What the task asks:
Give every line again exactly as it appears, please, but not the pictures.
■ ■ ■ ■ ■
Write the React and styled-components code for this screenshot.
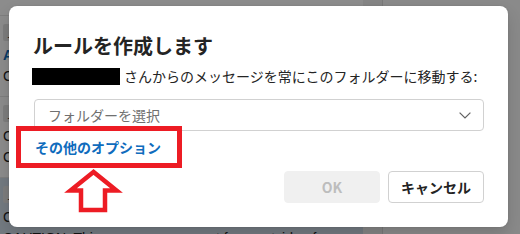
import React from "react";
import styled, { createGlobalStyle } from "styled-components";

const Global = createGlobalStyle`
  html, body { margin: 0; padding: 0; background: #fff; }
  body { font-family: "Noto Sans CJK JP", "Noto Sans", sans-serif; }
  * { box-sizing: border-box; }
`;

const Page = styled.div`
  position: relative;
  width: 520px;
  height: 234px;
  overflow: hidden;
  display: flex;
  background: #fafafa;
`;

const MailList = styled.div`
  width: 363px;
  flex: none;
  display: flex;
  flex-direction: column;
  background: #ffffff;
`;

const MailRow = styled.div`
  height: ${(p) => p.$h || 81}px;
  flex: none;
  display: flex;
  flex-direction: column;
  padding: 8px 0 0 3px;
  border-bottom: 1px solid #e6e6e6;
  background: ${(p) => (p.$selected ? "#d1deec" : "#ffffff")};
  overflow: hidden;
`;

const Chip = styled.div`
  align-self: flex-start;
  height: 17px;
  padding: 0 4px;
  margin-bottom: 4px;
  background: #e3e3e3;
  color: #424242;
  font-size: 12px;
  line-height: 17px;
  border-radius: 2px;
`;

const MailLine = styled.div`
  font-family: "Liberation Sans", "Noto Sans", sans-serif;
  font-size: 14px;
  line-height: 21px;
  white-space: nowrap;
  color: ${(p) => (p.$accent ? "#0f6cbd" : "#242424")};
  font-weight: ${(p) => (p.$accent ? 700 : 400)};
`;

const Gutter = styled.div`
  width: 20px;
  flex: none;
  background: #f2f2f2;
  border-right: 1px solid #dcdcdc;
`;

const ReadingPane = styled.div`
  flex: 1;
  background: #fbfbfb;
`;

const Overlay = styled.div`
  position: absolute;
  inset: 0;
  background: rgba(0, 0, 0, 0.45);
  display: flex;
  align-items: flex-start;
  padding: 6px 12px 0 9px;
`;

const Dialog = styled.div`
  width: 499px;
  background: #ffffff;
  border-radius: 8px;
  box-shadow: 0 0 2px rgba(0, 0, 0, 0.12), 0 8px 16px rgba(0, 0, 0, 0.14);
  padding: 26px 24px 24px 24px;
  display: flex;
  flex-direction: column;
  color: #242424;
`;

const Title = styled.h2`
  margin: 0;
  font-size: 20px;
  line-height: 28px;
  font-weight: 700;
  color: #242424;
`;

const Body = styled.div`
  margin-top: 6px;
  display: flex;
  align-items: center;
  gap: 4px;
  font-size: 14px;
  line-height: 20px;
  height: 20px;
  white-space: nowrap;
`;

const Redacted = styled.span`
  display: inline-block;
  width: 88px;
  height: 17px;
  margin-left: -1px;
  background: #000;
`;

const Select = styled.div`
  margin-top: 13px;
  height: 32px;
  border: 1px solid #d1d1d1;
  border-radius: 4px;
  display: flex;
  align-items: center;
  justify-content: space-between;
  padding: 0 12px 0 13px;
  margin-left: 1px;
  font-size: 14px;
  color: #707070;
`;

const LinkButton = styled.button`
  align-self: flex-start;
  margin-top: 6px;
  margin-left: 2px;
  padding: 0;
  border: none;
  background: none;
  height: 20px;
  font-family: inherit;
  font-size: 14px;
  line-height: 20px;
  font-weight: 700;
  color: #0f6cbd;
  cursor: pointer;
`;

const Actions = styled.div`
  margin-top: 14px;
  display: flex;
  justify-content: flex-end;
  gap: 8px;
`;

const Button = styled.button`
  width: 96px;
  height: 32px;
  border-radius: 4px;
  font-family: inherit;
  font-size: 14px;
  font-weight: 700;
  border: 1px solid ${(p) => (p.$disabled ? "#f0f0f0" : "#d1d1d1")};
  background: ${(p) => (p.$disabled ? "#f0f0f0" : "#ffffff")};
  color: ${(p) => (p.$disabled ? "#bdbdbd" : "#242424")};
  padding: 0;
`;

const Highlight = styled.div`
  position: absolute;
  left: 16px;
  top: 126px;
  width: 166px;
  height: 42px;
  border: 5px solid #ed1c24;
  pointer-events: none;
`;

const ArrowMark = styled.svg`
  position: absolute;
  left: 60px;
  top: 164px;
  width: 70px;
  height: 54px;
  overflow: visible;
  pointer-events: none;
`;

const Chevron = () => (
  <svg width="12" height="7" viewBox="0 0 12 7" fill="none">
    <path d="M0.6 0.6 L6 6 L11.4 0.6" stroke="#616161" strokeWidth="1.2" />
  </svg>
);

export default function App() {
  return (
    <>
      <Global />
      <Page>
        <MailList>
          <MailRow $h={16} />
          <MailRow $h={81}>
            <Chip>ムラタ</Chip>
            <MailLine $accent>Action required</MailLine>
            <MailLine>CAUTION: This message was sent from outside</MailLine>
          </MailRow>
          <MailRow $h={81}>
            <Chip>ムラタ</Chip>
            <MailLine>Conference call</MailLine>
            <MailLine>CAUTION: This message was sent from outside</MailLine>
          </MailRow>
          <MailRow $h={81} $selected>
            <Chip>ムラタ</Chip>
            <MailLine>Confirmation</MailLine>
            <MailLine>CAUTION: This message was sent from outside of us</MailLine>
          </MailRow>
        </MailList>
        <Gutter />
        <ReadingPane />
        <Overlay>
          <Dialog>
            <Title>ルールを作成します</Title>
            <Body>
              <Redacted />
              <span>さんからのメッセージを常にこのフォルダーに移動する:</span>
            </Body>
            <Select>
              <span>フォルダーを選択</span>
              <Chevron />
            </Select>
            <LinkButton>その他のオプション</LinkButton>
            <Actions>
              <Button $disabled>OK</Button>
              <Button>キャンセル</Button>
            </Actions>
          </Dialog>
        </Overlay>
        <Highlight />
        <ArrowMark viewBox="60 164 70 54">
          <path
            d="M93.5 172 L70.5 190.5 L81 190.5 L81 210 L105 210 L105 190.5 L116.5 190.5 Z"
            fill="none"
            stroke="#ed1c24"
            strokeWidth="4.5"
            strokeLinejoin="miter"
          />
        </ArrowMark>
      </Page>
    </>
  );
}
■ ■ ■ ■ ■
Worked answer:
Write the React and styled-components code for this screenshot.
import React from "react";
import styled, { createGlobalStyle } from "styled-components";

const Global = createGlobalStyle`
  html, body { margin: 0; padding: 0; background: #fff; }
  body { font-family: "Noto Sans CJK JP", "Noto Sans", sans-serif; }
  * { box-sizing: border-box; }
`;

const Page = styled.div`
  position: relative;
  width: 520px;
  height: 234px;
  overflow: hidden;
  display: flex;
  background: #fafafa;
`;

const MailList = styled.div`
  width: 363px;
  flex: none;
  display: flex;
  flex-direction: column;
  background: #ffffff;
`;

const MailRow = styled.div`
  height: ${(p) => p.$h || 81}px;
  flex: none;
  display: flex;
  flex-direction: column;
  padding: 8px 0 0 3px;
  border-bottom: 1px solid #e6e6e6;
  background: ${(p) => (p.$selected ? "#d1deec" : "#ffffff")};
  overflow: hidden;
`;

const Chip = styled.div`
  align-self: flex-start;
  height: 17px;
  padding: 0 4px;
  margin-bottom: 4px;
  background: #e3e3e3;
  color: #424242;
  font-size: 12px;
  line-height: 17px;
  border-radius: 2px;
`;

const MailLine = styled.div`
  font-family: "Liberation Sans", "Noto Sans", sans-serif;
  font-size: 14px;
  line-height: 21px;
  white-space: nowrap;
  color: ${(p) => (p.$accent ? "#0f6cbd" : "#242424")};
  font-weight: ${(p) => (p.$accent ? 700 : 400)};
`;

const Gutter = styled.div`
  width: 20px;
  flex: none;
  background: #f2f2f2;
  border-right: 1px solid #dcdcdc;
`;

const ReadingPane = styled.div`
  flex: 1;
  background: #fbfbfb;
`;

const Overlay = styled.div`
  position: absolute;
  inset: 0;
  background: rgba(0, 0, 0, 0.45);
  display: flex;
  align-items: flex-start;
  padding: 6px 12px 0 9px;
`;

const Dialog = styled.div`
  width: 499px;
  background: #ffffff;
  border-radius: 8px;
  box-shadow: 0 0 2px rgba(0, 0, 0, 0.12), 0 8px 16px rgba(0, 0, 0, 0.14);
  padding: 26px 24px 24px 24px;
  display: flex;
  flex-direction: column;
  color: #242424;
`;

const Title = styled.h2`
  margin: 0;
  font-size: 20px;
  line-height: 28px;
  font-weight: 700;
  color: #242424;
`;

const Body = styled.div`
  margin-top: 6px;
  display: flex;
  align-items: center;
  gap: 4px;
  font-size: 14px;
  line-height: 20px;
  height: 20px;
  white-space: nowrap;
`;

const Redacted = styled.span`
  display: inline-block;
  width: 88px;
  height: 17px;
  margin-left: -1px;
  background: #000;
`;

const Select = styled.div`
  margin-top: 13px;
  height: 32px;
  border: 1px solid #d1d1d1;
  border-radius: 4px;
  display: flex;
  align-items: center;
  justify-content: space-between;
  padding: 0 12px 0 13px;
  margin-left: 1px;
  font-size: 14px;
  color: #707070;
`;

const LinkButton = styled.button`
  align-self: flex-start;
  margin-top: 6px;
  margin-left: 2px;
  padding: 0;
  border: none;
  background: none;
  height: 20px;
  font-family: inherit;
  font-size: 14px;
  line-height: 20px;
  font-weight: 700;
  color: #0f6cbd;
  cursor: pointer;
`;

const Actions = styled.div`
  margin-top: 14px;
  display: flex;
  justify-content: flex-end;
  gap: 8px;
`;

const Button = styled.button`
  width: 96px;
  height: 32px;
  border-radius: 4px;
  font-family: inherit;
  font-size: 14px;
  font-weight: 700;
  border: 1px solid ${(p) => (p.$disabled ? "#f0f0f0" : "#d1d1d1")};
  background: ${(p) => (p.$disabled ? "#f0f0f0" : "#ffffff")};
  color: ${(p) => (p.$disabled ? "#bdbdbd" : "#242424")};
  padding: 0;
`;

const Highlight = styled.div`
  position: absolute;
  left: 16px;
  top: 126px;
  width: 166px;
  height: 42px;
  border: 5px solid #ed1c24;
  pointer-events: none;
`;

const ArrowMark = styled.svg`
  position: absolute;
  left: 60px;
  top: 164px;
  width: 70px;
  height: 54px;
  overflow: visible;
  pointer-events: none;
`;

const Chevron = () => (
  <svg width="12" height="7" viewBox="0 0 12 7" fill="none">
    <path d="M0.6 0.6 L6 6 L11.4 0.6" stroke="#616161" strokeWidth="1.2" />
  </svg>
);

export default function App() {
  return (
    <>
      <Global />
      <Page>
        <MailList>
          <MailRow $h={16} />
          <MailRow $h={81}>
            <Chip>ムラタ</Chip>
            <MailLine $accent>Action required</MailLine>
            <MailLine>CAUTION: This message was sent from outside</MailLine>
          </MailRow>
          <MailRow $h={81}>
            <Chip>ムラタ</Chip>
            <MailLine>Conference call</MailLine>
            <MailLine>CAUTION: This message was sent from outside</MailLine>
          </MailRow>
          <MailRow $h={81} $selected>
            <Chip>ムラタ</Chip>
            <MailLine>Confirmation</MailLine>
            <MailLine>CAUTION: This message was sent from outside of us</MailLine>
          </MailRow>
        </MailList>
        <Gutter />
        <ReadingPane />
        <Overlay>
          <Dialog>
            <Title>ルールを作成します</Title>
            <Body>
              <Redacted />
              <span>さんからのメッセージを常にこのフォルダーに移動する:</span>
            </Body>
            <Select>
              <span>フォルダーを選択</span>
              <Chevron />
            </Select>
            <LinkButton>その他のオプション</LinkButton>
            <Actions>
              <Button $disabled>OK</Button>
              <Button>キャンセル</Button>
            </Actions>
          </Dialog>
        </Overlay>
        <Highlight />
        <ArrowMark viewBox="60 164 70 54">
          <path
            d="M93.5 172 L70.5 190.5 L81 190.5 L81 210 L105 210 L105 190.5 L116.5 190.5 Z"
            fill="none"
            stroke="#ed1c24"
            strokeWidth="4.5"
            strokeLinejoin="miter"
          />
        </ArrowMark>
      </Page>
    </>
  );
}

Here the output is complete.